Paternò, suicidio assistito insegnante: “Competenza territoriale è di Catania”. Il processo inizia il 5 novembre

Paternò, suicidio assistito insegnante: “Competenza territoriale è di Catania”. Il processo inizia il 5 novembre

E’ radicata a Catania la competenza territoriale dell’inchiesta per istigazione al suicidio per il ricorso all’eutanasia nel 2019 in Svizzera di Alessandra Giordano, insegnante 47enne di Paternò, in cui è imputato Emilio Coveri, presidente dell’associazione Exit-Italia.

Lo ha deciso il Gup Marina Rizza, che ha rigettato la richiesta dell’avvocato Arianna Maria Corcelli, che ha successivamente richiesto l’acceso al rito abbreviato.
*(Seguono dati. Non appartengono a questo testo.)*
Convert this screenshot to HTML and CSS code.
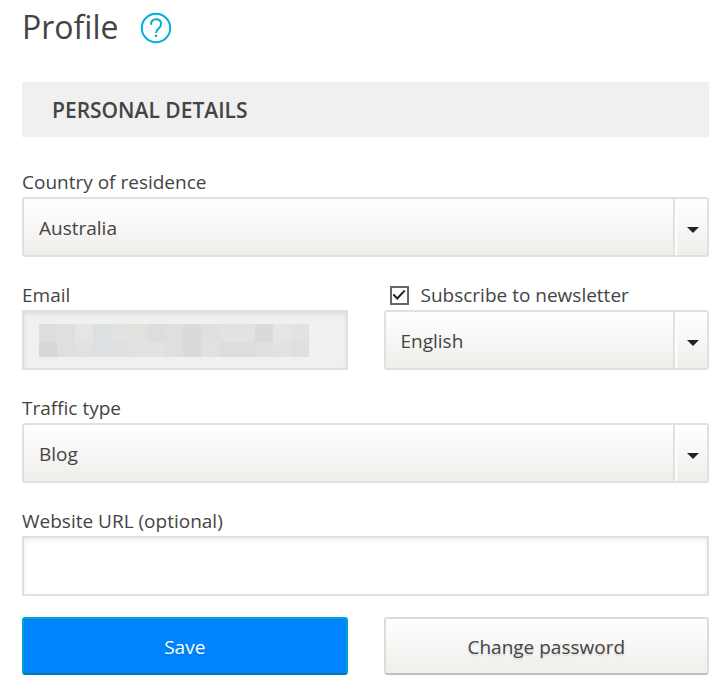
FILE: index.html
```html
<!DOCTYPE html>
<html lang="en">
<head>
<meta charset="utf-8">
<meta name="viewport" content="width=device-width, initial-scale=1">
<title>Profile</title>
<link rel="stylesheet" href="styles.css">
</head>
<body>
<main class="profile">
  <header class="profile-header">
    <h1>Profile</h1>
    <button class="help" type="button" aria-label="Help">
      <svg viewBox="0 0 32 32" width="32" height="32" fill="none" stroke="currentColor" stroke-width="2" aria-hidden="true">
        <circle cx="16" cy="16" r="14.2"/>
        <path d="M11 12.8C11 9 13 7.3 16 7.3s5.1 1.8 5.1 4.7c0 2.3-1.2 3.4-2.7 4.7S16 19 16 21"/>
        <path d="M16 22.7v2.4" stroke-width="2.4"/>
      </svg>
    </button>
  </header>
  <h2 class="section-title">PERSONAL DETAILS</h2>
  <form class="form">
    <div class="field wide">
      <label for="country">Country of residence</label>
      <div class="select"><select id="country"><option>Australia</option></select></div>
    </div>
    <div class="field">
      <label for="email">Email</label>
      <div class="masked">
        <input class="text-input" id="email" type="email" readonly>
        <svg class="mask" viewBox="0 0 270 33" width="270" height="33" shape-rendering="crispEdges" aria-hidden="true">
          <path fill="#dfdfdf" d="M0 0h270v33H0z"/>
          <path fill="#dfdedc" d="M0 0h18v18H0z"/>
          <path fill="#e5e5e5" d="M36 0h18v18H36zM234 0h18v18h-18z"/>
          <path fill="#dce0de" d="M54 0h18v18H54zM18 18h18v15H18z"/>
          <path fill="#e2e2e2" d="M72 0h18v18H72zM180 0h18v18h-18zM252 0h18v18h-18zM90 18h18v15H90zM234 18h18v15h-18z"/>
          <path fill="#e1e1de" d="M90 0h18v18H90zM162 18h18v15h-18z"/>
          <path fill="#dddddd" d="M108 0h18v18h-18zM180 18h36v15h-36z"/>
          <path fill="#dadada" d="M144 0h18v33h-18zM216 0h18v18h-18z"/>
          <path fill="#e0e3e2" d="M198 0h18v18h-18zM108 18h18v15h-18z"/>
          <path fill="#d7d7d6" d="M0 18h18v15H0z"/>
          <path fill="#e3e1df" d="M36 18h18v15H36z"/>
          <path fill="#dddfe2" d="M54 18h18v15H54z"/>
        </svg>
      </div>
    </div>
    <div class="field">
      <div class="check">
        <input id="newsletter" type="checkbox" checked>
        <label for="newsletter">Subscribe to newsletter</label>
      </div>
      <div class="select"><select aria-label="Newsletter language"><option>English</option></select></div>
    </div>
    <div class="field wide">
      <label for="traffic">Traffic type</label>
      <div class="select"><select id="traffic"><option>Blog</option></select></div>
    </div>
    <div class="field wide">
      <label for="website">Website URL (optional)</label>
      <input class="text-input" id="website" type="url">
    </div>
    <div class="actions wide">
      <button class="button primary" type="button">Save</button>
      <button class="button" type="button">Change password</button>
    </div>
  </form>
</main>
</body>
</html>
```
FILE: styles.css
```css
*,
*::before,
*::after {
  box-sizing: border-box;
}

body {
  margin: 0;
  background: #fff;
  color: #444;
  font: 19px/26px "Open Sans", sans-serif;
}

.profile {
  padding: 0 14px 16px 22px;
}

.profile-header {
  display: flex;
  align-items: center;
  gap: 22px;
  height: 56px;
}

h1,
h2 {
  margin: 0;
}

h1 {
  padding-bottom: 2px;
  font-size: 32px;
  font-weight: 400;
  line-height: 54px;
}

.help {
  display: flex;
  padding: 0;
  border: 0;
  background: none;
  color: #00b0d8;
}

.section-title {
  margin: 26px 0 32px;
  padding: 14px 30px 13px;
  background: #f0f0f0;
  font-size: 21px;
  font-weight: 600;
  line-height: 28px;
}

.form {
  display: grid;
  grid-template-columns: 1fr 1fr;
  gap: 25px 36px;
}

.wide {
  grid-column: 1 / -1;
}

.field {
  display: flex;
  flex-direction: column;
  min-width: 0;
}

.field > label,
.check {
  padding-bottom: 2px;
}

.select,
.masked {
  position: relative;
}

select,
.text-input {
  display: block;
  width: 100%;
  height: 60px;
  margin: 0;
  border: 2px solid #e0e0e0;
  color: inherit;
  font: inherit;
}

select {
  appearance: none;
  padding: 2px 50px 0 15px;
  border-radius: 3px;
  background: linear-gradient(#fff, #f0eeeb);
}

.select::before {
  content: "";
  position: absolute;
  top: 2px;
  right: 2px;
  bottom: 2px;
  width: 34px;
  border-left: 2px solid #e0e0e0;
  box-shadow: inset 2px 0 1px #fff;
  pointer-events: none;
}

.select::after {
  content: "";
  position: absolute;
  top: 30px;
  right: 10px;
  border: 6px solid transparent;
  border-top-color: #222;
  border-bottom: 0;
  pointer-events: none;
}

.text-input {
  padding: 0 15px;
  border-radius: 0;
  background: #fff;
  box-shadow: inset 0 2px 4px rgba(0, 0, 0, 0.08);
}

.text-input:read-only {
  background: #f0f0f0;
}

.mask {
  position: absolute;
  top: 14px;
  left: 17px;
  max-width: calc(100% - 34px);
}

.check {
  display: flex;
  align-items: center;
  gap: 12px;
  padding-left: 6px;
}

.check input {
  appearance: none;
  display: grid;
  width: 19px;
  height: 19px;
  margin: 0;
  border: 2px solid #666;
  background: #fff;
}

.check input:checked::before {
  content: "";
  place-self: center;
  width: 13px;
  height: 10px;
  background: #222;
  clip-path: polygon(0 50%, 12% 38%, 36% 70%, 88% 0, 100% 10%, 37% 100%);
}

.actions {
  display: grid;
  grid-template-columns: 1fr 1fr;
  gap: 36px;
  margin-top: -4px;
}

.button {
  height: 58px;
  padding: 2px 16px 0;
  border: 2px solid #dcdcd8;
  border-bottom-color: #c0c0bd;
  border-radius: 3px;
  background: linear-gradient(#fff, #f0eeeb);
  color: #444;
  font: inherit;
  text-shadow: 0 2px 2px rgba(0, 0, 0, 0.12);
}

.primary {
  border-color: #00a5cf;
  border-bottom-color: #007aa8;
  background: #0085ff;
  color: #fff;
}
```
La prima udienza del processo si terrà il prossimo 5 novembre con gli interventi dell’accusa, rappresentata dal procuratore aggiunto Ignazio Fonzo e dal sostituto Angelo Brugaletta, e dai legali delle parti civili: la madre, la sorella e tre fratelli della donna assistiti dai penalisti Marco Tringali, Francesco Pantaleo, Giuseppe Cammonita e Anna Maria Parisi.

Al centro del procedimento il ricorso all’eutanasia il 27 marzo 2019 in una clinica Svizzera della 47enne paternese che non era malata terminale, ma che da tempo soffriva di una grave forma di depressione.

La tesi della Procura, accolta dal Gup, è che la competenza è radicata a Catania e non a Torino, dove ha sede la società, perché Coveri e la donna non si sono incontrati e il reato sarebbe maturato nello scambio di telefonate, sms e mail.

Secondo la Procura di Catania, che ha coordinato indagini di carabinieri e polizia postale, Coveri “determinava o comunque rafforzava il proposito suicida” della donna, poi avvenuto con l’eutanasia in una clinica di Zurigo.

Avrebbe anche “indotto la donna” che “soffriva di depressione e sindrome di Eagle ad iscriversi all’associazione Exit” e tenuto condotte accompagnate da sollecitazioni e argomentazioni in ordine alla legittimità anche etica della scelta” del suicidio assistito.

“La signora – ha sostenuto Coveri – era una nostra associata e le abbiamo semplicemente fornito, su sua richiesta, le informazioni che le servivano per prendere una decisione. Una procedura normale.

Abbiamo 5.000 iscritti e ogni settimana riceviamo almeno 90 telefonate di gente disperata. Ma siamo rispettosi della legge italiana e sappiamo che l’eutanasia nel nostro Paese non è ancora consentita”.